The European Central Bank can further reduce its headline interest rate, but any cut is likely to be a measured 25 basis point cut, the bank's President Jean-Claude Trichet was quoted as saying on Sunday.

Trichet is currently on a trip to Japan and Kyodo news agency quoted Trichet as saying any additional possible cut would be a very measured one.

We will not exclude additional easing, he was quoted as saying in comments published in Japanese.

If we were to (ease), it would be measured.

Kyodo quoted Trichet as saying that a 25 basis points cut was a measured rate cut. It said he also repeated that slashing rates to zero was not at all appropriate in the euro zone.

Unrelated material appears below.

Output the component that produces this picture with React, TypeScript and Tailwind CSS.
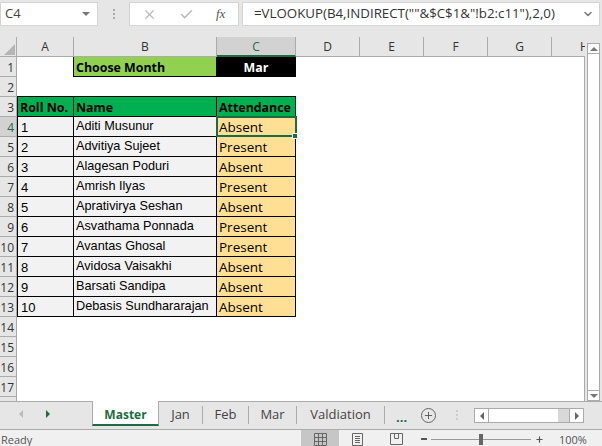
import { Check, ChevronDown, Plus, X } from "lucide-react";

const students = [
  { roll: "1", name: "Aditi Musunur", status: "Absent" },
  { roll: "2", name: "Advitiya Sujeet", status: "Present" },
  { roll: "3", name: "Alagesan Poduri", status: "Absent" },
  { roll: "4", name: "Amrish Ilyas", status: "Present" },
  { roll: "5", name: "Aprativirya Seshan", status: "Absent" },
  { roll: "6", name: "Asvathama Ponnada", status: "Present" },
  { roll: "7", name: "Avantas Ghosal", status: "Present" },
  { roll: "8", name: "Avidosa Vaisakhi", status: "Absent" },
  { roll: "9", name: "Barsati Sandipa", status: "Absent" },
  { roll: "10", name: "Debasis Sundhararajan", status: "Absent" },
];

const emptyRows = [14, 15, 16, 17];

function RowHead({ n, active }: { n?: number; active?: boolean }) {
  return (
    <div
      className={`w-[17px] shrink-0 h-full border-b border-b-[#ababab] border-r border-r-[#ababab] flex items-center justify-end pr-[2px] pt-[2px] text-[12px] ${
        active ? "bg-[#d2d2d2] text-[#1e6b41]" : "bg-[#e6e6e6] text-[#333]"
      }`}
    >
      {n}
    </div>
  );
}

function ColHead({ label, width, active }: { label: string; width: string; active?: boolean }) {
  return (
    <div
      className={`${width} shrink-0 h-full flex items-center justify-center pt-[1px] text-[12px] border-r border-r-[#ababab] ${
        active ? "bg-[#d2d2d2] text-[#1e6b41] border-b-2 border-b-[#1e6b41]" : "text-[#333] border-b border-b-[#ababab]"
      }`}
    >
      {label}
    </div>
  );
}

function Tab({ label, width }: { label: string; width: string }) {
  return (
    <div className={`${width} h-[18px] flex items-center justify-center border-r border-[#ababab] text-[13px] text-[#444]`}>
      {label}
    </div>
  );
}

export default function App() {
  return (
    <div className="w-[602px] h-[446px] bg-[#e6e6e6] flex flex-col overflow-hidden font-['Open_Sans',sans-serif] text-black">
      {/* Formula bar */}
      <div className="h-[37px] shrink-0 pt-[2px] flex items-start text-[13px]">
        <div className="w-[98px] h-[24px] bg-white border border-[#d4d4d4] flex items-center justify-between pl-[4px] pr-[7px] text-[#444]">
          <span>C4</span>
          <span className="w-0 h-0 border-x-[4px] border-x-transparent border-t-[4px] border-t-[#777]" />
        </div>
        <div className="w-[31px] h-[24px] flex flex-col items-center justify-center gap-[2px]">
          <span className="w-[2px] h-[2px] bg-[#aaa]" />
          <span className="w-[2px] h-[2px] bg-[#aaa]" />
          <span className="w-[2px] h-[2px] bg-[#aaa]" />
        </div>
        <div className="w-[110px] h-[24px] bg-white border border-[#d4d4d4] flex items-center pl-[12px] text-[#bbb]">
          <X size={15} strokeWidth={2} />
          <Check size={15} strokeWidth={2.5} className="ml-[22px]" />
          <span className="ml-[22px] font-['Liberation_Serif',serif] italic text-[13px] text-[#555]">fx</span>
        </div>
        <div className="ml-[3px] w-[358px] h-[24px] bg-white border border-[#d4d4d4] flex items-center justify-between pl-[11px] pr-[5px] text-[13.3px] text-[#333]">
          <span>=VLOOKUP(B4,INDIRECT(""&amp;$C$1&amp;"!b2:c11"),2,0)</span>
          <ChevronDown size={12} strokeWidth={3} className="text-[#777]" />
        </div>
      </div>

      {/* Sheet + vertical scrollbar */}
      <div className="h-[364px] shrink-0 flex overflow-hidden">
        <div className="w-[585px] shrink-0 flex flex-col overflow-hidden">
          <div className="h-[20px] shrink-0 flex bg-[#e6e6e6]">
            <div className="w-[17px] shrink-0 h-full border-r border-b border-[#ababab] relative">
              <span className="absolute right-[1px] bottom-[1px] w-0 h-0 border-l-[11px] border-l-transparent border-b-[11px] border-b-[#b5b5b5]" />
            </div>
            <ColHead label="A" width="w-[57px]" />
            <ColHead label="B" width="w-[143px]" />
            <ColHead label="C" width="w-[79px]" active />
            <ColHead label="D" width="w-[64px]" />
            <ColHead label="E" width="w-[64px]" />
            <ColHead label="F" width="w-[64px]" />
            <ColHead label="G" width="w-[64px]" />
            <div className="flex-1 flex items-center justify-center pt-[1px] text-[12px] text-[#333] border-b border-b-[#ababab] pl-[28px]">H</div>
          </div>

          <div className="flex-1 flex flex-col border-r border-[#ababab] bg-white overflow-hidden">
            {/* Row 1 */}
            <div className="h-[20px] shrink-0 flex">
              <RowHead n={1} />
              <div className="w-[56px]" />
              <div className="w-[143px] bg-[#92d050] border-l border-b border-black pl-[2px] pt-[3px] flex items-center font-bold text-[12.4px]">Choose Month</div>
              <div className="w-[80px] bg-black text-white pt-[3px] flex items-center justify-center font-bold text-[12.4px]">Mar</div>
            </div>
            {/* Row 2 */}
            <div className="h-[20px] shrink-0 flex">
              <RowHead n={2} />
              <div className="w-[279px] border-b border-black" />
            </div>
            {/* Row 3 */}
            <div className="h-[20px] shrink-0 flex">
              <RowHead n={3} />
              <div className="w-[56px] bg-[#00b050] border-l border-b border-black pl-[2px] pt-[3px] flex items-center font-bold text-[12.4px] whitespace-nowrap">Roll No.</div>
              <div className="w-[143px] bg-[#00b050] border-l border-b border-black pl-[2px] pt-[3px] flex items-center font-bold text-[12.4px]">Name</div>
              <div className="w-[80px] bg-[#00b050] border-x border-b border-black pl-[2px] pt-[3px] flex items-center font-bold text-[12.4px]">Attendance</div>
            </div>
            {/* Student rows */}
            {students.map((s, i) => (
              <div key={s.roll} className="h-[20px] shrink-0 flex">
                <RowHead n={i + 4} active={i === 0} />
                <div className="w-[56px] bg-[#f2f2f2] border-l border-b border-black pl-[3px] pt-[3px] flex items-center font-['Liberation_Sans',sans-serif] text-[13px]">{s.roll}</div>
                <div className="w-[143px] bg-[#f2f2f2] border-l border-b border-black pl-[2px] flex items-center font-['Liberation_Sans',sans-serif] text-[12.7px] whitespace-nowrap">{s.name}</div>
                <div className="w-[80px] relative bg-[#ffdf94] border-x border-b border-black pl-[2px] pt-[1px] flex items-center text-[13.5px]">
                  {s.status}
                  {i === 0 && (
                    <>
                      <span className="absolute z-10 -left-[1px] -top-[1px] -right-[2px] -bottom-[1px] border-2 border-[#1e6b41]" />
                      <span className="absolute z-10 -right-[3px] -bottom-[3px] w-[6px] h-[6px] bg-[#1e6b41] border border-white" />
                    </>
                  )}
                </div>
              </div>
            ))}
            {emptyRows.map((n) => (
              <div key={n} className="h-[20px] shrink-0 flex">
                <RowHead n={n} />
              </div>
            ))}
            <div className="h-[20px] shrink-0 flex">
              <RowHead />
            </div>
          </div>
        </div>

        {/* Vertical scrollbar */}
        <div className="ml-[2px] mt-[6px] w-[13px] flex flex-col bg-white border-x border-[#ababab]">
          <div className="h-[11px] bg-white border-y border-[#ababab] flex items-center justify-center">
            <span className="w-0 h-0 border-x-[4px] border-x-transparent border-b-[4px] border-b-[#777]" />
          </div>
          <div className="flex-1" />
          <div className="h-[11px] bg-white border-y border-[#ababab] flex items-center justify-center">
            <span className="w-0 h-0 border-x-[4px] border-x-transparent border-t-[4px] border-t-[#777]" />
          </div>
        </div>
      </div>

      {/* Sheet tabs */}
      <div className="h-[29px] shrink-0 flex items-start border-b border-[#ababab] relative">
        <div className="w-[92px] h-full border-t border-[#ababab] flex items-center pb-[4px]">
          <span className="ml-[19px] w-0 h-0 border-y-[4px] border-y-transparent border-r-[4px] border-r-[#bbb]" />
          <span className="ml-[23px] w-0 h-0 border-y-[4px] border-y-transparent border-l-[4px] border-l-[#1e6b41]" />
        </div>
        <div className="w-[67px] h-[25px] bg-white border-x border-[#ababab] border-b-2 border-b-[#1e6b41] pt-[4px] flex items-center justify-center text-[12px] font-bold text-[#1e6b41]">Master</div>
        <div className="flex-1 h-full border-t border-[#ababab] flex items-start">
          <div className="flex items-center pt-[4px]">
            <Tab label="Jan" width="w-[44px]" />
            <Tab label="Feb" width="w-[46px]" />
            <Tab label="Mar" width="w-[48px]" />
            <Tab label="Valdiation" width="w-[88px]" />
          </div>
          <span className="ml-[11px] mt-[6px] w-[11px] text-[13px] font-bold text-[#1e6b41] leading-[18px]">...</span>
          <span className="ml-[14px] mt-[6px] w-[15px] h-[15px] rounded-full border border-[#666] flex items-center justify-center text-[#555]">
            <Plus size={11} strokeWidth={2} />
          </span>
          <div className="ml-[20px] mt-[8px] w-[2px] h-[10px] flex flex-col justify-between">
            <span className="h-[2px] bg-[#ccc]" />
            <span className="h-[2px] bg-[#ccc]" />
            <span className="h-[2px] bg-[#ccc]" />
          </div>
          <div className="ml-[16px] mt-[6px] w-[110px] h-[15px] flex border border-[#ababab] bg-[#d8d8d8]">
            <div className="w-[14px] bg-white border-r border-[#ababab] flex items-center justify-center">
              <span className="w-0 h-0 border-y-[4px] border-y-transparent border-r-[4px] border-r-[#666]" />
            </div>
            <div className="w-[69px] bg-white" />
            <div className="flex-1" />
            <div className="w-[14px] bg-white border-l border-[#ababab] flex items-center justify-center">
              <span className="w-0 h-0 border-y-[4px] border-y-transparent border-l-[4px] border-l-[#666]" />
            </div>
          </div>
        </div>
      </div>

      {/* Status bar */}
      <div className="flex-1 bg-[#f0f0f0] flex items-center text-[11px] text-[#555]">
        <span className="pl-[1px] pt-[2px] w-[301px]">Ready</span>
        <div className="w-[38px] h-full bg-[#c6c6c6] flex items-center justify-center">
          <svg width="13" height="13" viewBox="0 0 13 13" fill="none" stroke="#666">
            <path d="M.5.5h12v12H.5zM.5 4.5h12M.5 8.5h12M4.5.5v12M8.5.5v12" />
          </svg>
        </div>
        <svg className="ml-[13px]" width="11" height="13" viewBox="0 0 11 13" fill="none" stroke="#666">
          <path d="M.5.5h10v12H.5zM3 3.5h5M3 5.5h5M3 7.5h5M3 9.5h5" />
        </svg>
        <svg className="ml-[27px]" width="13" height="12" viewBox="0 0 13 12" fill="none" stroke="#666">
          <path d="M.5.5h12v11H.5zM4.5.5v5h4v-5" />
        </svg>
        <span className="ml-[18px] w-[6px] h-[2px] bg-[#555]" />
        <div className="ml-[4px] w-[100px] h-[1px] bg-[#999] relative">
          <span className="absolute left-[48px] -top-[5px] w-[4px] h-[11px] bg-[#666]" />
        </div>
        <Plus size={9} strokeWidth={3} className="ml-[4px] text-[#555]" />
        <span className="ml-[15px] pt-[2px] text-[11px]">100%</span>
      </div>
    </div>
  );
}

The ECB's benchmark interest rate now stands at 1.25 percent. It has lowered it by 3 percentage points since October and analysts expect it to make one final 25 basis points cut to 1.0 percent in May as the euro zone struggles in its worst recession since the currency was created.

The ECB has repeatedly ruled out cutting rates to zero and a number of top ECB policymakers have said they are reluctant to take them below 1 percent.

The ECB's main rate remains higher than its peers. The U.S. Federal Reserve's target policy rate is between zero and 0.25 percent. The Bank of Japan's is 0.1 percent and the Bank of England's 0.5 percent.

However ECB members point out that the bank's tactic of flooding money markets with extra funding have helped push interbank rates down to levels parallel with elsewhere.